3.3. L'ultima questione proposta riguarda l'idoneità probatoria degli elementi indicati a dimostrazione della partecipazione del ricorrente alla cellula de qua, occorrendo evitare - per usare l'espressione utilizzata nel ricorso - "che l'anticipazione della soglia di punibilità si traduca in persecuzione delle idee o di posizioni ideologiche, individuando il discrimine tra adesione ideologica al radicalismo fondamentalista e partecipazione alla associazione terroristica". E', infatti, giurisprudenza consolidata che, al fine della prova della partecipazione di un indagato al reato associativo, non vale fare riferimento all'adesione psicologica o ideologica al programma criminale, ma la dichiarazione di responsabilità necessita di un concreto passaggio all'azione dei membri del gruppo, sotto forma di attività preparatorie rispetto alla esecuzione di reati fine oppure all'assunzione di un ruolo concreto nell'organigramma criminale (così, da ultimo, Cass., sez. unite, 12 luglio - 20 settembre 2005, Marinino). Ma è agevole rilevare che gli elementi indicati nell'ordinanza (conversazioni intercettate in cui si fa riferimento alla preparazione di attentati, frequentazione stabile di aderenti all'associazione, rapporto protratto nel tempo con il promotore e organizzatore della cellula, concorso nell'attività di procacciamento di documenti falsi per aderenti al Gspc, sua individuazione tra i connazionali come "trerrorista", rocambolesco tentativo di sottrarsi a perquisizione) sono, di per sè e salvo le ulteriori necessarie verifiche, sintomatici proprio della assunzione di un ruolo concreto (quantomeno di supporto) nell'organigramma dell'associazione e del coinvolgimento in attività eversive (pur rimaste nella fase progettuale). Si aggiunga che, ancora una volta, l'efficacia indiziante degli elementi indicati non è oggetto di specifiche contestazioni del ricorrente, se non su punti secondari e sostanzialmente irrilevanti (come la natura delle imputazioni mosse al coindagato B.).

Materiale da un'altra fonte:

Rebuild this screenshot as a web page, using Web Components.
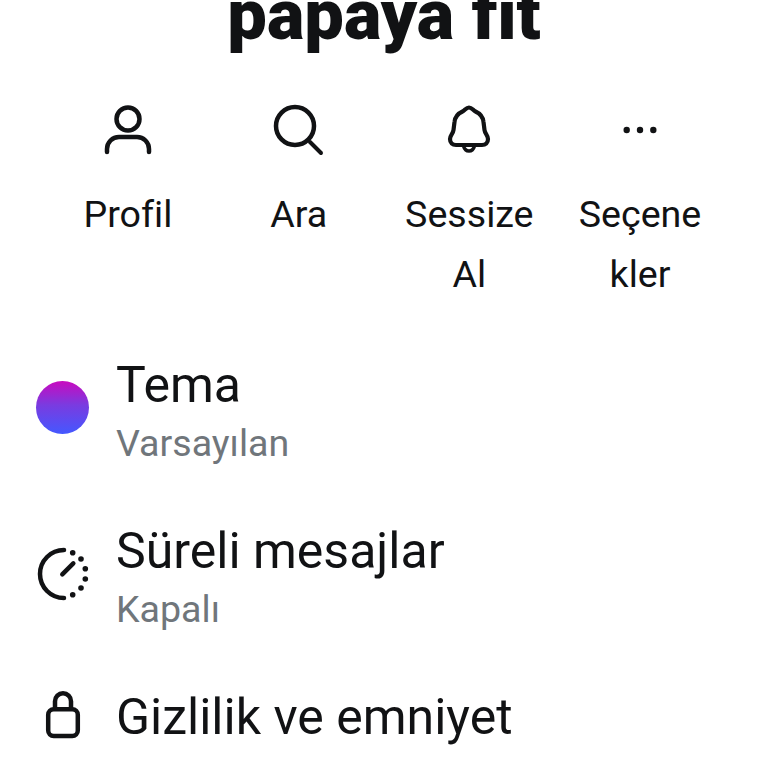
<!DOCTYPE html>
<html lang="tr">
<head>
<meta charset="utf-8">
<title>papaya fit</title>
<style>
  html, body { margin: 0; padding: 0; background: #fff; overflow: hidden; }
  body { font-family: Roboto, "Liberation Sans", sans-serif; color: #111214; width: 768px; height: 768px; }
</style>
</head>
<body>
<chat-screen>
  <chat-title>papaya fit</chat-title>
  <action-bar>
    <action-item label="Profil">
      <svg viewBox="0 0 60 60" width="60" height="60" fill="none" stroke="#111214" stroke-width="4.5" stroke-linecap="round">
        <circle cx="30" cy="19" r="11.5"/>
        <path d="M9 52v-3a12 12 0 0 1 12-12h18a12 12 0 0 1 12 12v3"/>
      </svg>
    </action-item>
    <action-item label="Ara">
      <svg viewBox="0 0 60 60" width="60" height="60" fill="none" stroke="#111214" stroke-width="4.5" stroke-linecap="round">
        <circle cx="26" cy="26" r="19"/>
        <path d="M41 42L52 53" stroke-width="4"/>
      </svg>
    </action-item>
    <action-item label="Sessize Al">
      <svg viewBox="0 0 60 60" width="60" height="60" fill="none" stroke="#111214" stroke-width="4.2" stroke-linejoin="round" stroke-linecap="round">
        <path d="M30 7.5c-3 0-4 3-6.500 4C18 14 16 17 15.500 22L14.500 30C14 34 11 35 11 39C11 43 13.500 45 17 45H43C46.500 45 49 43 49 39C49 35 46 34 45.500 30L44.500 22C44 17 42 14 36.500 11.500C34 10.500 33 7.500 30 7.500Z"/>
        <path d="M24.500 46c1 3.500 3 5 5.500 5s4.500-1.500 5.500-5" stroke-width="3.500"/>
      </svg>
    </action-item>
    <action-item label="Seçenekler">
      <svg viewBox="0 0 60 60" width="60" height="60" fill="#111214">
        <circle cx="16.700" cy="30" r="3.200"/>
        <circle cx="30" cy="30" r="3.200"/>
        <circle cx="43.300" cy="30" r="3.200"/>
      </svg>
    </action-item>
  </action-bar>
  <settings-row title-text="Tema" sub="Varsayılan" icon-top="24">
    <theme-dot></theme-dot>
  </settings-row>
  <settings-row title-text="Süreli mesajlar" sub="Kapalı" icon-top="24">
    <svg viewBox="0 0 54 54" width="54" height="54" fill="none" stroke="#111214" stroke-width="4.500" stroke-linecap="round">
      <path d="M28 3A24 24 0 0 0 28 51"/>
      <path d="M26.300 27.300L37.300 16.300"/>
      <g fill="#111214" stroke="none">
        <circle cx="36.700" cy="5.700" r="2.800"/>
        <circle cx="45" cy="12" r="2.800"/>
        <circle cx="49.300" cy="21.700" r="2.800"/>
        <circle cx="49.300" cy="32" r="2.800"/>
        <circle cx="45" cy="41" r="2.800"/>
        <circle cx="36.700" cy="47.700" r="2.800"/>
      </g>
    </svg>
  </settings-row>
  <settings-row title-text="Gizlilik ve emniyet" icon-top="0">
    <svg viewBox="0 0 54 54" width="54" height="54" fill="none" stroke="#111214" stroke-width="4.500">
      <rect x="12.200" y="20.200" width="29.600" height="26.800" rx="5.500"/>
      <path d="M19 20.200V12.200a8 8 0 0 1 16 0V20.200"/>
    </svg>
  </settings-row>
</chat-screen>

<script>
class ChatScreen extends HTMLElement {
  constructor() {
    super();
    this.attachShadow({ mode: "open" });
  }
  connectedCallback() {
    this.shadowRoot.innerHTML = `
      <style>
        :host { display: flex; flex-direction: column; width: 768px; height: 768px; overflow: hidden; }
      </style>
      <slot></slot>
    `;
  }
}

class ChatTitle extends HTMLElement {
  constructor() {
    super();
    this.attachShadow({ mode: "open" });
  }
  connectedCallback() {
    this.shadowRoot.innerHTML = `
      <style>
        :host {
          display: block;
          height: 60px;
          margin-top: -27px;
          text-align: center;
          font-size: 70.400px;
          line-height: 84px;
          font-weight: 900;
          flex: none;
        }
      </style>
      <slot></slot>
    `;
  }
}

class ActionBar extends HTMLElement {
  constructor() {
    super();
    this.attachShadow({ mode: "open" });
  }
  connectedCallback() {
    this.shadowRoot.innerHTML = `
      <style>
        :host {
          display: grid;
          grid-template-columns: repeat(4, 170.700px);
          justify-content: center;
          padding-top: 67px;
          height: 257px;
          box-sizing: content-box;
          flex: none;
        }
      </style>
      <slot></slot>
    `;
  }
}

class ActionItem extends HTMLElement {
  constructor() {
    super();
    this.attachShadow({ mode: "open" });
  }
  connectedCallback() {
    this.shadowRoot.innerHTML = `
      <style>
        :host { display: flex; flex-direction: column; align-items: center; }
        .icon { height: 60px; width: 60px; }
        .label {
          width: 132px;
          margin-top: 24px;
          text-align: center;
          font-size: 37.600px;
          line-height: 60px;
          overflow-wrap: anywhere;
        }
      </style>
      <div class="icon"><slot></slot></div>
      <div class="label">${this.getAttribute("label")}</div>
    `;
  }
}

class SettingsRow extends HTMLElement {
  constructor() {
    super();
    this.attachShadow({ mode: "open" });
  }
  connectedCallback() {
    const sub = this.getAttribute("sub");
    this.shadowRoot.innerHTML = `
      <style>
        :host {
          display: flex;
          align-items: flex-start;
          gap: 26px;
          padding: 0 36px;
          height: 166px;
          flex: none;
        }
        .icon { width: 54px; height: 54px; flex: none; margin-top: ${this.getAttribute("icon-top")}px; }
        .title { font-size: 50px; line-height: 56px; }
        .sub { font-size: 37.600px; line-height: 60px; color: #70767b; }
      </style>
      <div class="icon"><slot></slot></div>
      <div>
        <div class="title">${this.getAttribute("title-text")}</div>
        ${sub ? `<div class="sub">${sub}</div>` : ""}
      </div>
    `;
  }
}

class ThemeDot extends HTMLElement {
  constructor() {
    super();
    this.attachShadow({ mode: "open" });
  }
  connectedCallback() {
    this.shadowRoot.innerHTML = `
      <style>
        :host {
          display: block;
          width: 53px;
          height: 53px;
          border-radius: 50%;
          background: linear-gradient(180deg, #c90abf 0%, #7a3be0 45%, #4458ff 100%);
        }
      </style>
    `;
  }
}

customElements.define("chat-screen", ChatScreen);
customElements.define("chat-title", ChatTitle);
customElements.define("action-bar", ActionBar);
customElements.define("action-item", ActionItem);
customElements.define("settings-row", SettingsRow);
customElements.define("theme-dot", ThemeDot);
</script>
</body>
</html>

4. Le considerazioni sin qui svolte dimostrano l'infondatezza del ricorso che va, conseguentemente, rigettato con seguito di spese.
P.Q.M.
Rigetta il ricorso e condanna il ricorrente al pagamento delle spese processuali.
Dispone trasmettersi, a cura della cancelleria, copia del provvedimento al direttore dell'istituto penitenziario ai sensi dell'art. 94 disp. att. c.p.p., comma 1 ter.
Così deciso in Roma, il 15 giugno 2006.